別の日、同僚の原田と残業する背山は、雑談の中でオフィスに幽霊が出る噂を耳にします。同時に、またも背山の周りで異変が起き始めました。今度こそ、背山は女幽霊を目撃する……のですが、仕事を優先して相手にしません。
背山の無意識、あるいは意識的な幽霊スルーが光るエピソードです。この話に本作のエッセンスが詰まっていると言っても過言ではありません。背山の極まった社畜っぷりや、哀れにも無視され続ける女幽霊の悲哀が、得も言われぬ面白さとなって笑いを誘います。
連日連夜の激務が続き、さすがの社畜・背山でも作業に支障が出るほど限界に近付いていました。あまりにも追い詰められた彼は、すっかりお馴染みとなった女幽霊に対して、試しに仕事を手伝えないか聞いてみます。
彼女は相手にしてもらえたのが嬉しかったらしく、張り切って入力作業をするのですが……幽霊という性質のせいなのか、PCにまともに反映されず、背山から戦力外通告を受けました。
そんな彼女は、何を考えたのか別の日に動物の幽霊をオフィスに連れてきました。しかも、犬でも猫でもなく、狸の霊。さすがの背山も警戒しますが、狸は背山も女幽霊にも構うことなく、原田に乗り移ってしまい…… !?
- 著者
- 日日 ねるこ
- 出版日
- 2017-05-19
女幽霊のペット(?)として狸が登場したエピソードです。狸は動物のせいなのか女幽霊でも制御することができず、思いも拠らない行動をして、背山どころか女幽霊も困惑させていく新たなレギュラーキャラ。
通常は獣っぽい行動しかしないこの狸、原田に取り付くと仕事をてきぱきこなして途轍もない有能さを見せます。

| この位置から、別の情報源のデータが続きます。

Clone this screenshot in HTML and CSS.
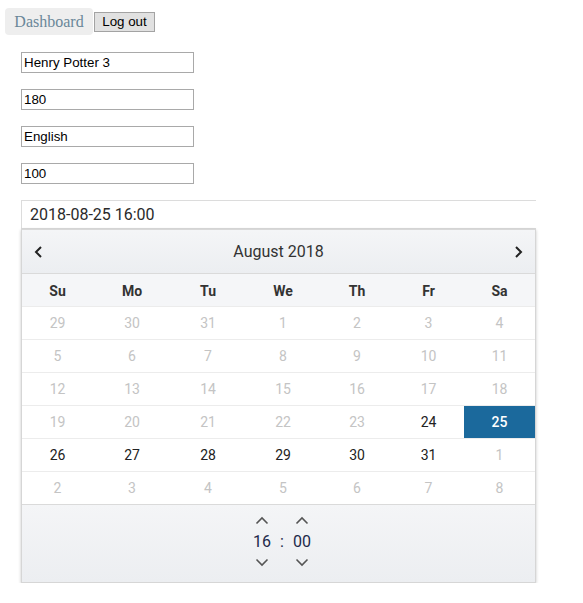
FILE: index.html
```html
<!DOCTYPE html>
<html>
<head>
<meta charset="utf-8">
<link rel="stylesheet" href="styles.css">
</head>
<body>
<nav class="nav">
  <a class="nav-link">Dashboard</a><button class="btn">Log out</button>
</nav>
<form class="form">
  <input class="field" type="text" value="Henry Potter 3">
  <input class="field" type="text" value="180">
  <input class="field" type="text" value="English">
  <input class="field" type="text" value="100">
  <div class="picker">
    <div class="picker-input">2018-08-25 16:00</div>
    <div class="cal">
      <div class="cal-head">
        <svg class="nav-arrow" width="10" height="14" viewBox="0 0 10 14"><polyline points="7,2 2,7 7,12" fill="none" stroke="#222" stroke-width="2"/></svg>
        <span class="month">August 2018</span>
        <svg class="nav-arrow" width="10" height="14" viewBox="0 0 10 14"><polyline points="3,2 8,7 3,12" fill="none" stroke="#222" stroke-width="2"/></svg>
      </div>
      <div class="weekdays">
        <span>Su</span><span>Mo</span><span>Tu</span><span>We</span><span>Th</span><span>Fr</span><span>Sa</span>
      </div>
      <div class="week"><span class="off">29</span><span class="off">30</span><span class="off">31</span><span class="off">1</span><span class="off">2</span><span class="off">3</span><span class="off">4</span></div>
      <div class="week"><span class="off">5</span><span class="off">6</span><span class="off">7</span><span class="off">8</span><span class="off">9</span><span class="off">10</span><span class="off">11</span></div>
      <div class="week"><span class="off">12</span><span class="off">13</span><span class="off">14</span><span class="off">15</span><span class="off">16</span><span class="off">17</span><span class="off">18</span></div>
      <div class="week"><span class="off">19</span><span class="off">20</span><span class="off">21</span><span class="off">22</span><span class="off">23</span><span>24</span><span class="sel">25</span></div>
      <div class="week"><span>26</span><span>27</span><span>28</span><span>29</span><span>30</span><span>31</span><span class="off">1</span></div>
      <div class="week"><span class="off">2</span><span class="off">3</span><span class="off">4</span><span class="off">5</span><span class="off">6</span><span class="off">7</span><span class="off">8</span></div>
      <div class="time">
        <div class="tcol">
          <svg width="14" height="9" viewBox="0 0 14 9"><polyline points="1.5,7.5 7,2 12.5,7.5" fill="none" stroke="#555" stroke-width="1.6"/></svg>
          <span class="tnum">16</span>
          <svg width="14" height="9" viewBox="0 0 14 9"><polyline points="1.5,1.5 7,7 12.5,1.5" fill="none" stroke="#555" stroke-width="1.6"/></svg>
        </div>
        <span class="tsep">:</span>
        <div class="tcol">
          <svg width="14" height="9" viewBox="0 0 14 9"><polyline points="1.5,7.5 7,2 12.5,7.5" fill="none" stroke="#555" stroke-width="1.6"/></svg>
          <span class="tnum">00</span>
          <svg width="14" height="9" viewBox="0 0 14 9"><polyline points="1.5,1.5 7,7 12.5,1.5" fill="none" stroke="#555" stroke-width="1.6"/></svg>
        </div>
      </div>
    </div>
  </div>
</form>
</body>
</html>
```
FILE: styles.css
```css
html, body { margin: 0; padding: 0; background: #fff; }
body { font-family: "Liberation Sans", Arial, sans-serif; }

.nav {
  display: flex;
  align-items: center;
  padding: 8px 0 0 5px;
  height: 27px;
}
.nav-link {
  display: inline-flex;
  align-items: center;
  justify-content: center;
  width: 88px;
  height: 27px;
  background: #eeeeee;
  border-radius: 4px;
  font-family: "Liberation Serif", "Times New Roman", serif;
  font-size: 16px;
  color: #6a8799;
  box-sizing: border-box;
}
.btn {
  margin-left: 1px;
  height: 20px;
  width: 61px;
  padding: 0;
  font-family: "Liberation Sans", Arial, sans-serif;
  font-size: 13.33px;
  color: #000;
  background: #e1e1e1;
  border: 1px solid #a3a3a3;
  border-radius: 0;
  box-sizing: border-box;
}

.form {
  display: flex;
  flex-direction: column;
  align-items: flex-start;
  gap: 16px;
  padding: 17px 0 0 21px;
  margin: 0;
}
.field {
  width: 173px;
  height: 21px;
  box-sizing: border-box;
  margin: 0;
  border: 1px solid #a9a9a9;
  padding: 1px 2px;
  font-family: "Liberation Sans", Arial, sans-serif;
  font-size: 13.33px;
  color: #000;
  outline: none;
}

.picker {
  width: 515px;
  font-family: Roboto, "Liberation Sans", sans-serif;
}
.picker-input {
  height: 29px;
  box-sizing: border-box;
  border: 1px solid #dcdcdc;
  border-right: none;
  padding: 0 0 0 8px;
  display: flex;
  align-items: center;
  font-size: 16px;
  color: #2a2a2a;
}
.cal {
  border: 1px solid #d6d6d6;
  border-top: none;
  box-shadow: 0 1px 3px rgba(0,0,0,0.22);
  background: #fff;
  width: 515px;
  box-sizing: border-box;
}
.cal-head {
  height: 45px;
  box-sizing: border-box;
  display: flex;
  align-items: center;
  justify-content: space-between;
  padding: 0 12px 0 12px;
  background: linear-gradient(#f4f5f7, #eceef1);
  border-top: 1px solid #d8d8d8;
  border-bottom: 1px solid #dadada;
}
.month { font-size: 16px; color: #333; }

.weekdays, .week {
  display: grid;
  grid-template-columns: 71px 78px 74px 76px 72px 71px 71px;
}
.weekdays {
  height: 32px;
  box-sizing: border-box;
  padding-top: 2px;
  background: #f5f6f8;
  align-items: center;
  text-align: center;
  font-size: 14px;
  font-weight: 700;
  color: #333;
}
.week {
  height: 33px;
  box-sizing: border-box;
  border-top: 1px solid #ececec;
}
.week:first-of-type { border-top: none; }
.week span {
  display: flex;
  align-items: center;
  justify-content: center;
  font-size: 14px;
  color: #222;
}
.week span.off { color: #c4c4c4; }
.week span.sel {
  background: #1b699c;
  color: #fff;
  font-weight: 500;
}

.time {
  height: 78px;
  box-sizing: border-box;
  border-top: 1px solid #dadada;
  background: linear-gradient(#f4f5f7, #eceef1);
  display: flex;
  justify-content: center;
  align-items: center;
  gap: 6px;
  padding: 0 0 4px 7px;
}
.tcol {
  display: flex;
  flex-direction: column;
  align-items: center;
  gap: 7px;
  width: 24px;
}
.tnum { font-size: 16px; color: #1d2a4a; line-height: 19px; }
.tsep { font-size: 16px; color: #1d2a4a; }
```
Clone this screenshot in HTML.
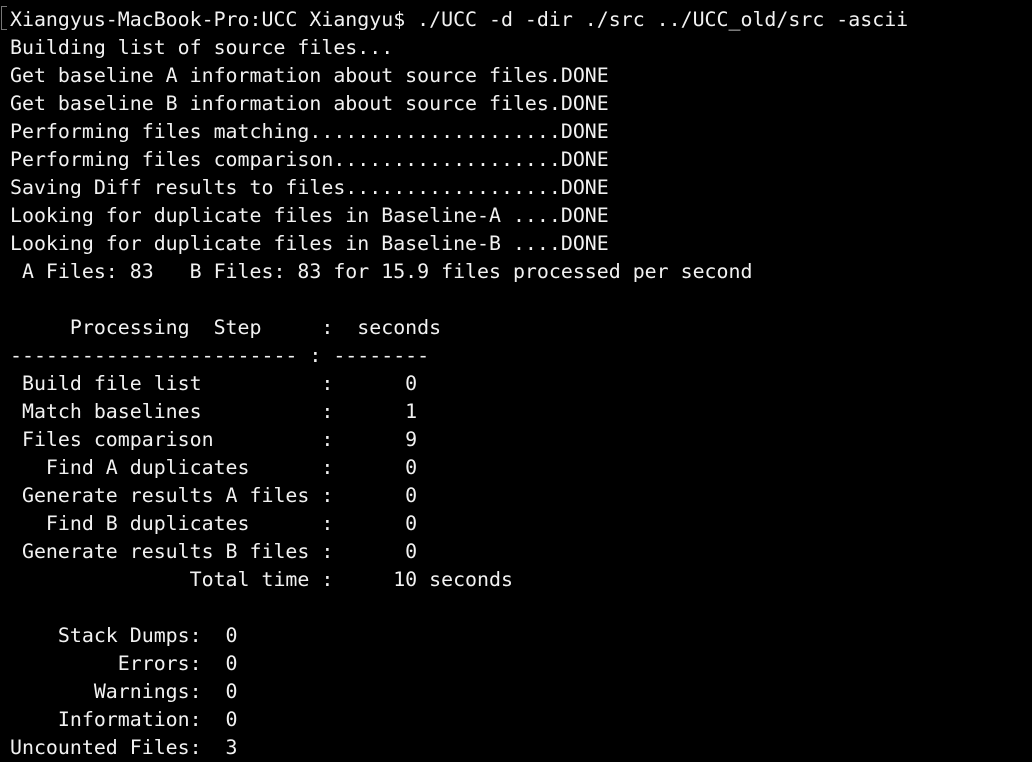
<html><head><style>
body{margin:0;background:#000;width:1032px;height:758px;overflow:hidden}
pre{margin:0;position:absolute;left:10px;top:6px;font-family:"DejaVu Sans Mono","Liberation Mono",monospace;font-size:19.9px;line-height:28px;color:#f2f2f2;letter-spacing:0}
.b{position:absolute;left:1px;top:6px;width:5px;height:22px;border:1px solid #777;border-right:none}
</style></head><body><div class="b"></div><pre>Xiangyus-MacBook-Pro:UCC Xiangyu$ ./UCC -d -dir ./src ../UCC_old/src -ascii
Building list of source files...
Get baseline A information about source files.DONE
Get baseline B information about source files.DONE
Performing files matching.....................DONE
Performing files comparison...................DONE
Saving Diff results to files..................DONE
Looking for duplicate files in Baseline-A ....DONE
Looking for duplicate files in Baseline-B ....DONE
 A Files: 83   B Files: 83 for 15.9 files processed per second

     Processing  Step     :  seconds
------------------------ : --------
 Build file list          :      0
 Match baselines          :      1
 Files comparison         :      9
   Find A duplicates      :      0
 Generate results A files :      0
   Find B duplicates      :      0
 Generate results B files :      0
               Total time :     10 seconds

    Stack Dumps:  0
         Errors:  0
       Warnings:  0
    Information:  0
Uncounted Files:  3
</pre></body></html>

原田や女幽霊が基本無能なだけに狸の活躍が際立ち、物凄く笑えるのです。
経営者が入れ替わり、新入社員が入ったことで背山の職場の雰囲気は一変しました。それと連動するように、女幽霊の姿も見かけなくなります。残業も減って良いことずくめだったのですが、それはそれで寂しいものがありました。
……と思ったのも一時のこと。2ヶ月経つころには全てが元通りになり、女幽霊も再出没するように。
- 著者
- 日日 ねるこ
- 出版日
- 2018-01-19
女幽霊が2ヶ月間何をしていたかと言うと……実はオフィスを離れて、あちこちぶらぶらしていました。適当なおじさんを驚かせ、ビビられ過ぎたことを不本意に思ったり、彼女を性的に狙う霊能力者から逃げたり……。

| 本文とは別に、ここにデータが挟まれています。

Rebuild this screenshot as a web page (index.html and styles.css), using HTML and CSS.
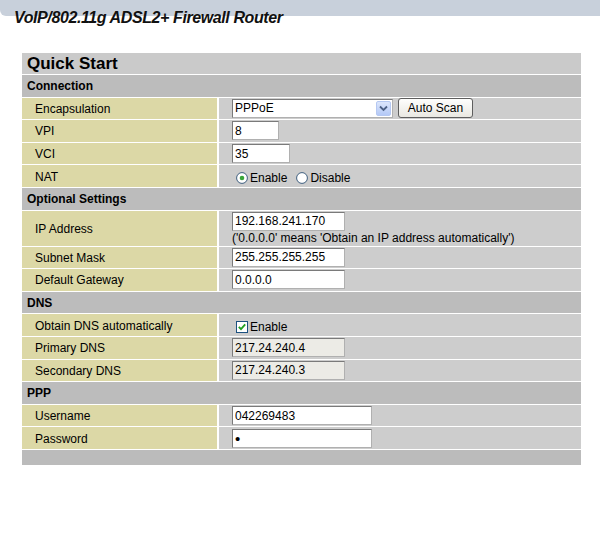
FILE: index.html
```html
<!DOCTYPE html>
<html lang="en">
<head>
    <meta charset="UTF-8">
    <title>Quick Start</title>
    <link rel="stylesheet" href="styles.css">
</head>
<body>
    <div class="banner">
        <div class="strip"></div>
        <h1>VoIP/802.11g ADSL2+ Firewall Router</h1>
    </div>

    <form class="quick-start">
        <div class="title">Quick Start</div>

        <div class="section">Connection</div>
        <div class="label">Encapsulation</div>
        <div class="value">
            <div class="select">
                <span class="select-text">PPPoE</span>
                <span class="arrow">
                    <svg width="9" height="7" viewBox="0 0 9 7"><path d="M1 1.5 L4.5 5 L8 1.5" fill="none" stroke="#4d6185" stroke-width="1.8"/></svg>
                </span>
            </div>
            <button type="button" class="btn">Auto Scan</button>
        </div>
        <div class="label">VPI</div>
        <div class="value"><input class="field w-vpi" type="text" value="8" readonly></div>
        <div class="label">VCI</div>
        <div class="value"><input class="field w-vci" type="text" value="35" readonly></div>
        <div class="label">NAT</div>
        <div class="value low">
            <label class="opt">
                <svg class="mark" width="12" height="12" viewBox="0 0 12 12"><circle cx="6" cy="6" r="5.4" fill="#fff" stroke="#3f5f7f"/><circle cx="6" cy="6" r="2.3" fill="#3aa63a"/></svg>Enable
            </label>
            <label class="opt">
                <svg class="mark" width="12" height="12" viewBox="0 0 12 12"><circle cx="6" cy="6" r="5.4" fill="#fff" stroke="#3f5f7f"/></svg>Disable
            </label>
        </div>

        <div class="section">Optional Settings</div>
        <div class="label">IP Address</div>
        <div class="value stacked">
            <input class="field w-ip" type="text" value="192.168.241.170" readonly>
            <span class="note">('0.0.0.0' means 'Obtain an IP address automatically')</span>
        </div>
        <div class="label">Subnet Mask</div>
        <div class="value"><input class="field w-ip" type="text" value="255.255.255.255" readonly></div>
        <div class="label">Default Gateway</div>
        <div class="value"><input class="field w-ip" type="text" value="0.0.0.0" readonly></div>

        <div class="section">DNS</div>
        <div class="label">Obtain DNS automatically</div>
        <div class="value low">
            <label class="opt">
                <svg class="mark" width="12" height="12" viewBox="0 0 12 12"><rect x="0.5" y="0.5" width="11" height="11" fill="#fff" stroke="#1c5180"/><path d="M2.8 5.8 L5 8.2 L9.2 3.4" fill="none" stroke="#22a022" stroke-width="1.8"/></svg>Enable
            </label>
        </div>
        <div class="label">Primary DNS</div>
        <div class="value"><input class="field w-ip locked" type="text" value="217.24.240.4" readonly></div>
        <div class="label">Secondary DNS</div>
        <div class="value"><input class="field w-ip locked" type="text" value="217.24.240.3" readonly></div>

        <div class="section">PPP</div>
        <div class="label">Username</div>
        <div class="value"><input class="field w-user" type="text" value="042269483" readonly></div>
        <div class="label">Password</div>
        <div class="value"><input class="field w-user secret" type="password" value="x" readonly></div>

        <div class="footer"></div>
    </form>
</body>
</html>
```

FILE: styles.css
```css
body {
    margin: 0;
    background: #fff;
    color: #000;
    font-family: "Liberation Sans", Arial, sans-serif;
    font-size: 12px;
}
.banner {
    height: 53px;
}
.strip {
    height: 16px;
    background: #c8d0db;
    border-bottom-left-radius: 6px;
}
h1 {
    margin: -7px 0 0 14px; /* title sits half over the strip */
    font-size: 16px;
    line-height: 18px;
    font-style: italic;
    font-weight: bold;
    letter-spacing: -0.4px;
    color: #111;
}
.quick-start {
    display: grid;
    grid-template-columns: 195px 1fr;
    grid-template-rows: 21px repeat(6, 21.6px) 35px repeat(9, 21.6px) 15px;
    gap: 1px 2px;
    width: 559px;
    margin: 0 0 0 22px;
}
.title {
    grid-column: 1 / -1;
    background: #cacaca;
    font-size: 17px;
    font-weight: bold;
    line-height: 21px;
    padding-left: 5px;
}
.section {
    grid-column: 1 / -1;
    display: flex;
    align-items: center;
    padding: 1px 0 0 5px;
    background: #bcbcbc;
    font-weight: bold;
}
.label {
    display: flex;
    align-items: center;
    padding: 1px 0 0 13px;
    background: #dcd8a6;
}
.value {
    display: flex;
    align-items: center;
    padding-left: 13px;
    background: #cdcdcd;
}
.value.low {
    padding-top: 3px;
}
.value.stacked {
    flex-direction: column;
    align-items: flex-start;
    justify-content: center;
}
.note {
    line-height: 14px;
}
.footer {
    grid-column: 1 / -1;
    background: #bbbbbb;
}
.field {
    height: 19px;
    box-sizing: border-box;
    margin: 0;
    padding: 0 2px;
    border: 1px solid;
    border-color: #7a7a7a #b0b0b0 #b0b0b0 #7a7a7a;
    background: #fff;
    color: #000;
    font: 12px "Liberation Sans", Arial, sans-serif;
    outline: none;
}
.field.locked {
    background: #ecebe6;
}
.field.secret {
    font-size: 15px;
}
.w-vpi { width: 47px; }
.w-vci { width: 58px; }
.w-ip { width: 113px; }
.w-user { width: 140px; }
.select {
    display: flex;
    align-items: center;
    width: 161px;
    height: 19px;
    box-sizing: border-box;
    border: 1px solid;
    border-color: #7a7a7a #b0b0b0 #b0b0b0 #7a7a7a;
    background: #fff;
}
.select-text {
    flex: 1;
    padding-left: 2px;
}
.arrow {
    display: flex;
    align-items: center;
    justify-content: center;
    width: 15px;
    height: 15px;
    margin-right: 1px;
    box-sizing: border-box;
    border: 1px solid #b5c8f2;
    border-radius: 2px;
    background: linear-gradient(#dce6fc, #b4c9f6);
}
.btn {
    width: 75px;
    height: 20px;
    margin: 0 0 0 5px;
    padding: 0;
    border: 1px solid #5e5e5e;
    border-radius: 3px;
    background: linear-gradient(#fefefd, #e9e8e2);
    color: #000;
    font: 12px "Liberation Sans", Arial, sans-serif;
}
.opt {
    display: flex;
    align-items: center;
}
.opt + .opt {
    margin-left: 5px;
}
.mark {
    margin: 0 2px 0 4px;
}
```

ずっと背山と女幽霊のコンビ+αで物語が進んでいただけに、女幽霊単独で色々な出来事(ハプニング含む)が描かれていくのが新鮮です。2ヶ月後、背山の下に戻ってきた女幽霊が、いつも以上に楽しそうなのも見ていてほっこりします。
塩対応のサラリーマンとめげない女幽霊のかけ合いが楽しい本作ですが、最終回にはちょっとしんみりさせてくれます。どんな最後になるのかは、是非実際にご覧下さい。
いかがでしたか? ブラック企業のあるあるネタと幽霊のオカルトネタが融合し、よくわからないのに不思議に面白いのが本作ならでは魅力。何も考えずに読めば癒やされること間違いなし!?